On another occasion he alluded to an early pioneer in his prayer who was as ardent a temperance man all his life as the lecturer ever was, and a well-known citizen of the town. I refer to the late Peter L. Runyan, Sr. In that winter he had the contract for building what is known as the Pike Lake bridge, a short distance north of this place, and had also engaged with the county commissioners to build a good embankment on the south end of the crossing, and this embankment required several rods of filling. It seems that Littlejohn had occasion to cross the bridge that day, and as the grading was yet in an unfinished state, there was only room in places for one vehicle to occupy it, although the contract required the embankment to be sufficiently wide for teams to pass at any point. that night he once more grew confidential with the Lord, and in his opening prayer he remarked: "Oh, Lord, Thou knowest as well as I do that Peter L. Runyan has had the contract for building the bridge and the embankment over the outlet of Pike Lake. Thou knowest, too, dear Lord, that he has skimped the embankment in width several yards at the least. Compel him, oh Lord, to fulfill his contract. There is danger there. Were two teams to attempt to pass at some points on the embankment both, perhaps, would roll down into the water. Put it into the head and heart of Mr. Runyan, Oh Lord, to see to this at once--before an accident occurs."

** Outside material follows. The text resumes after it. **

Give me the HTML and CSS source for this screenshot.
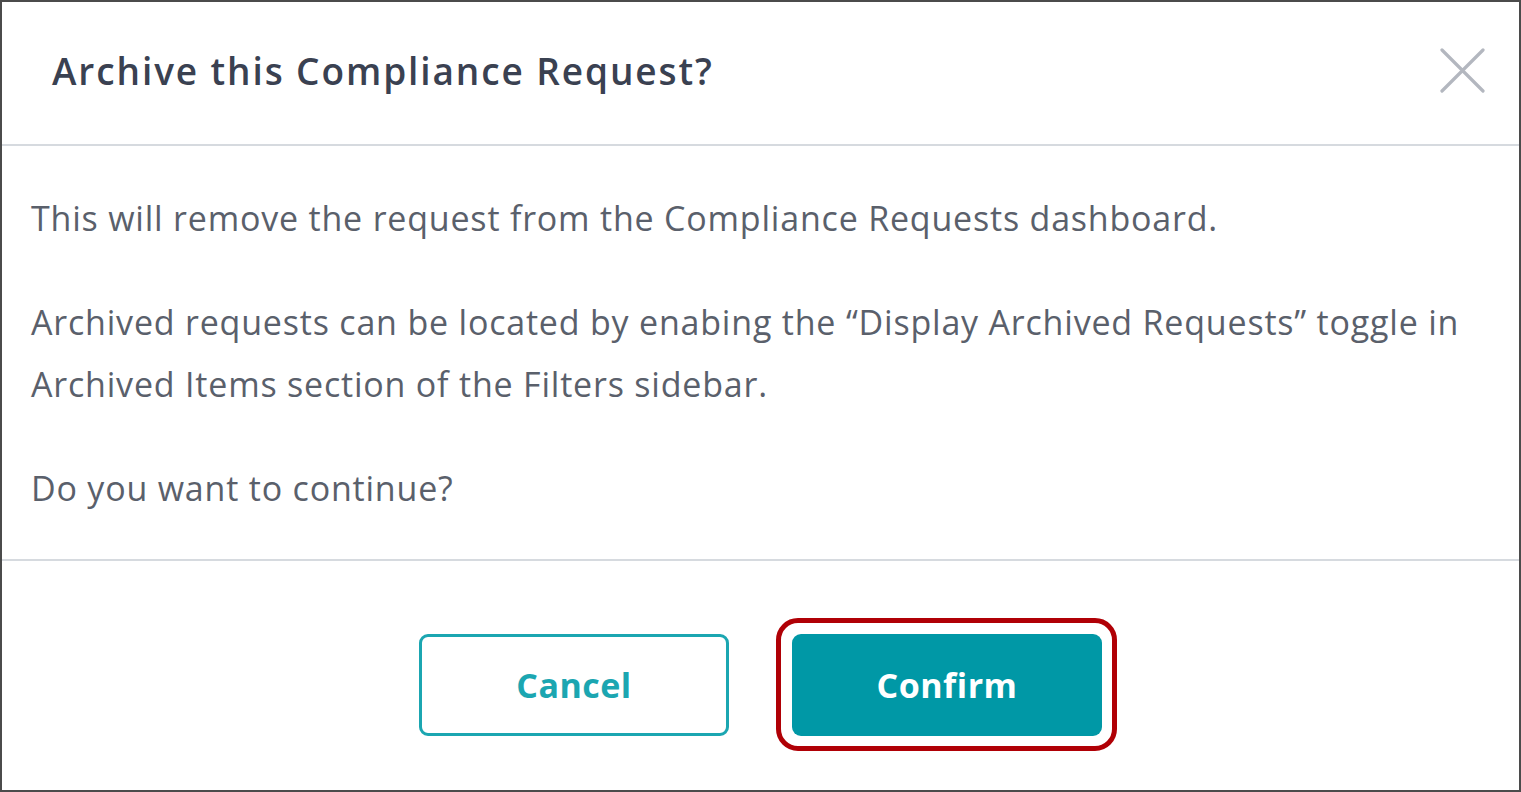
FILE: index.html
```html
<!DOCTYPE html>
<html lang="en">
  <head>
    <meta charset="UTF-8" />
    <meta name="viewport" content="width=device-width, initial-scale=1.0" />
    <title>Archive this Compliance Request?</title>
    <link rel="stylesheet" href="styles.css">
  </head>
  <body>
    <div class="modal">
      <div class="modal-header">
        <h2 class="modal-title">Archive this Compliance Request?</h2>
        <button class="close" aria-label="Close">
          <svg width="45" height="45" viewBox="0 0 45 45">
            <path d="M2 2 L43 43 M43 2 L2 43" stroke="#b3b7bf" stroke-width="3.2" stroke-linecap="round" fill="none" />
          </svg>
        </button>
      </div>
      <div class="modal-body">
        <p>This will remove the request from the Compliance Requests dashboard.</p>
        <p>Archived requests can be located by enabing the “Display Archived Requests” toggle in Archived Items section of the Filters sidebar.</p>
        <p>Do you want to continue?</p>
      </div>
      <div class="modal-footer">
        <button class="btn btn-outline">Cancel</button>
        <div class="highlight">
          <button class="btn btn-primary">Confirm</button>
        </div>
      </div>
    </div>
  </body>
</html>
```

FILE: styles.css
```css
:root {
  --teal: #0098a6;
  --teal-line: #1ba6b1;
  --title: #3a4151;
  --text: #5a606b;
  --rule: #d6dadf;
  --font: 'Open Sans', 'Noto Sans', Arial, sans-serif;
}
html, body {
  margin: 0;
  height: 100%;
  font-family: var(--font);
  background: #fff;
}
.modal {
  box-sizing: border-box;
  height: 100%;
  border: 2px solid #4b4b4b;
  display: flex;
  flex-direction: column;
}
.modal-header {
  box-sizing: border-box;
  height: 144px;
  display: flex;
  align-items: center;
  justify-content: space-between;
  padding: 0 34px 6px 50px;
  border-bottom: 2px solid var(--rule);
}
.modal-title {
  margin: 0;
  font-size: 37px;
  font-weight: 600;
  color: var(--title);
  letter-spacing: 1.9px;
}
.close {
  border: 0;
  background: none;
  padding: 0;
  width: 45px;
  height: 45px;
  cursor: pointer;
}
.modal-body {
  padding: 41px 29px 40px;
  border-bottom: 2px solid var(--rule);
}
.modal-body p {
  margin: 0 0 42px;
  font-size: 34px;
  line-height: 62px;
  letter-spacing: 0.8px;
  color: var(--text);
}
.modal-body p:last-child { margin-bottom: 0; }
.modal-footer {
  flex: 1;
  display: flex;
  justify-content: center;
  align-items: flex-start;
  gap: 63px;
  padding-top: 73px;
}
.btn {
  box-sizing: border-box;
  width: 310px;
  height: 102px;
  border-radius: 9px;
  font-family: var(--font);
  font-size: 34px;
  font-weight: 700;
  letter-spacing: 0.5px;
  cursor: pointer;
}
.btn-outline {
  background: #fff;
  border: 3px solid var(--teal-line);
  color: var(--teal-line);
}
.btn-primary {
  background: var(--teal);
  border: 0;
  color: #fff;
}
.highlight {
  position: relative;
  display: flex;
}
.highlight::after {
  content: '';
  position: absolute;
  inset: -16px -15px -15px -16px;
  border: 5px solid #b00006;
  border-radius: 22px;
  pointer-events: none;
}
```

Those who remember Peter L. Runyan can readily surmise that he at once took the temperance lecturer to task, and on the next evening he said in his opening prayer; "Oh, Lord, I owe Thee; this people, and Peter L. Runyan an apology. He informs me that when completed the embankment leading up to Pike Lake bridge will be nearly double as wide as it is now; that the work of fulfilling the contract will progress until it is fully complied with. I want to make these remarks just as public as my criticism was last night. Forgive us, one and all, for all of our sins, and forgive me for being too hasty in my reference to the bridge; but at the same time, oh Lord, keep an eye on Mr. Runyan until he fully complies with the width of the embankment!"